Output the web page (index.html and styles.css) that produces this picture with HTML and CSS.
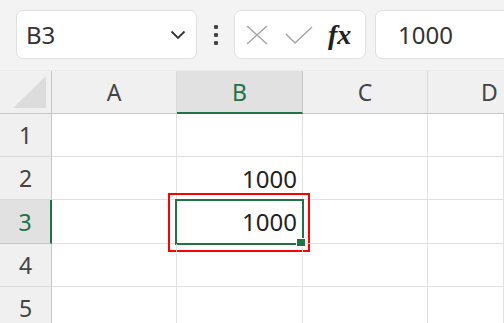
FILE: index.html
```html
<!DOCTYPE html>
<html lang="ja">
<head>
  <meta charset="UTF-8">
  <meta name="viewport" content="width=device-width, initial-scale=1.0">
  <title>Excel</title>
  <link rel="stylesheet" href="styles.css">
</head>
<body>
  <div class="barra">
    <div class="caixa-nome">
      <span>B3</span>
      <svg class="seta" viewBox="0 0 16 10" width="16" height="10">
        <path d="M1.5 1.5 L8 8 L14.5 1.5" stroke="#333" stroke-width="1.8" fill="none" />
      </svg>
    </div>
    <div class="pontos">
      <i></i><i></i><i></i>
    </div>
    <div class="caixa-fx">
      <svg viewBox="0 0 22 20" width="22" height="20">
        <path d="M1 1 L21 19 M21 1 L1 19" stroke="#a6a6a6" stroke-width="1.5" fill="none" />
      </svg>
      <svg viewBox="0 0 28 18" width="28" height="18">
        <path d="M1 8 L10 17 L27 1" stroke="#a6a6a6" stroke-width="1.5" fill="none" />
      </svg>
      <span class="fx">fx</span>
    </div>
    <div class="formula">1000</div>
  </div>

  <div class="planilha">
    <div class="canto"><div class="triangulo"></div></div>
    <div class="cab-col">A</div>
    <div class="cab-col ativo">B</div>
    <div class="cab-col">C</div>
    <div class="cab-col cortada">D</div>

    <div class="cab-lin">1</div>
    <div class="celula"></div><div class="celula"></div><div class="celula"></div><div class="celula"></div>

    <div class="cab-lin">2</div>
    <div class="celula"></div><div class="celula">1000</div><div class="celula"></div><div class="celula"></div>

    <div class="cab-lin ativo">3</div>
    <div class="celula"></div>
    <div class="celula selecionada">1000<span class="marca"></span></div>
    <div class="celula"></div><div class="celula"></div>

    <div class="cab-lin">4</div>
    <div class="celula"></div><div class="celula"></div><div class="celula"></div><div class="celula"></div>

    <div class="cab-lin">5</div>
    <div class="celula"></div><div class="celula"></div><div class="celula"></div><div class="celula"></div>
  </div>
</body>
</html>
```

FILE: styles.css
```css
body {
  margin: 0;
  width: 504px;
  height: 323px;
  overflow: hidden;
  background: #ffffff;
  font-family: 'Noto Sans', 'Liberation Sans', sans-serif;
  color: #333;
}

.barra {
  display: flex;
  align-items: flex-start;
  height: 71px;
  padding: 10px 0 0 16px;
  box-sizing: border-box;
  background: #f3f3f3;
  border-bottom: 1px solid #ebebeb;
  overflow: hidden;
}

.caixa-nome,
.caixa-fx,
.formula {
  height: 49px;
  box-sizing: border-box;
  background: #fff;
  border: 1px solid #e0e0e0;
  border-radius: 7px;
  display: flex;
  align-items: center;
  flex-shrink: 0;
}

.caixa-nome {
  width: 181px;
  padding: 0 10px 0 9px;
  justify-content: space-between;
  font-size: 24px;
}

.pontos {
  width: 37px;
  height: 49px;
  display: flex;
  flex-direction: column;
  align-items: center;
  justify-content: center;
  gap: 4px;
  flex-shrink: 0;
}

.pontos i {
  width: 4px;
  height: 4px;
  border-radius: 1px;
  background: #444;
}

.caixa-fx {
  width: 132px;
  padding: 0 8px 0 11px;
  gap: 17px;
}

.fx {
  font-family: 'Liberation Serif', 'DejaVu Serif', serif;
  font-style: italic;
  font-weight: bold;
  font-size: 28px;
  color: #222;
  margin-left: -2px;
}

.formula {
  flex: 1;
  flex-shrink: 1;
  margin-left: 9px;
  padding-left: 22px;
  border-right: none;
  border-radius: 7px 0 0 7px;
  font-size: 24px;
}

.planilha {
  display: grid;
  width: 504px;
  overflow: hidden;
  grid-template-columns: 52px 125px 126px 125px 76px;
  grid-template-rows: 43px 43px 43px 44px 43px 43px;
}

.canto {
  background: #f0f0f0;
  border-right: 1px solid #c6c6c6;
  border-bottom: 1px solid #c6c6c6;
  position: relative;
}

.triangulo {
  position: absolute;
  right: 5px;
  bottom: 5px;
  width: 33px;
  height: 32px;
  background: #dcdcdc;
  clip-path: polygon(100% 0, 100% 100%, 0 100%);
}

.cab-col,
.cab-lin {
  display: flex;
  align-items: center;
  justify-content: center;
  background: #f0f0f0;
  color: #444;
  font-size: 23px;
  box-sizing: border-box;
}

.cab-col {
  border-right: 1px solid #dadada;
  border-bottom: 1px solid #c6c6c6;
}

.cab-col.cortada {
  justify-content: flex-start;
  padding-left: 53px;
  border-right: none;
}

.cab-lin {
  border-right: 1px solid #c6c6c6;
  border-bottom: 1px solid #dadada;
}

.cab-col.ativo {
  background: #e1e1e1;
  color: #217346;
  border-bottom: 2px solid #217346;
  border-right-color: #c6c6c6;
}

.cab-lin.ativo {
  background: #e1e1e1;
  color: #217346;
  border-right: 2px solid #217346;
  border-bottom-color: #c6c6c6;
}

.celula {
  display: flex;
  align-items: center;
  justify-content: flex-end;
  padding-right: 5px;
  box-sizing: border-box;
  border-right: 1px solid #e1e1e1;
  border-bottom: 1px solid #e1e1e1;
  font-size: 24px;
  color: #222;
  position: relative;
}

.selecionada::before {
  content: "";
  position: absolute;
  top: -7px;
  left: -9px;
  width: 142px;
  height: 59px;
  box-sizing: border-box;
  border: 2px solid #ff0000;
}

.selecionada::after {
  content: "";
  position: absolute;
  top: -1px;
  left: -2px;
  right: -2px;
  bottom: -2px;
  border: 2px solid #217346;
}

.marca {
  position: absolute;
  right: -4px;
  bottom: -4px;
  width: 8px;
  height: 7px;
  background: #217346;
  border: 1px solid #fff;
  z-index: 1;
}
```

^^^^

Task brief
Copy each line above containing the string "styles".

Full answer
Output the web page (index.html and styles.css) that produces this picture with HTML and CSS.
  <link rel="stylesheet" href="styles.css">
FILE: styles.css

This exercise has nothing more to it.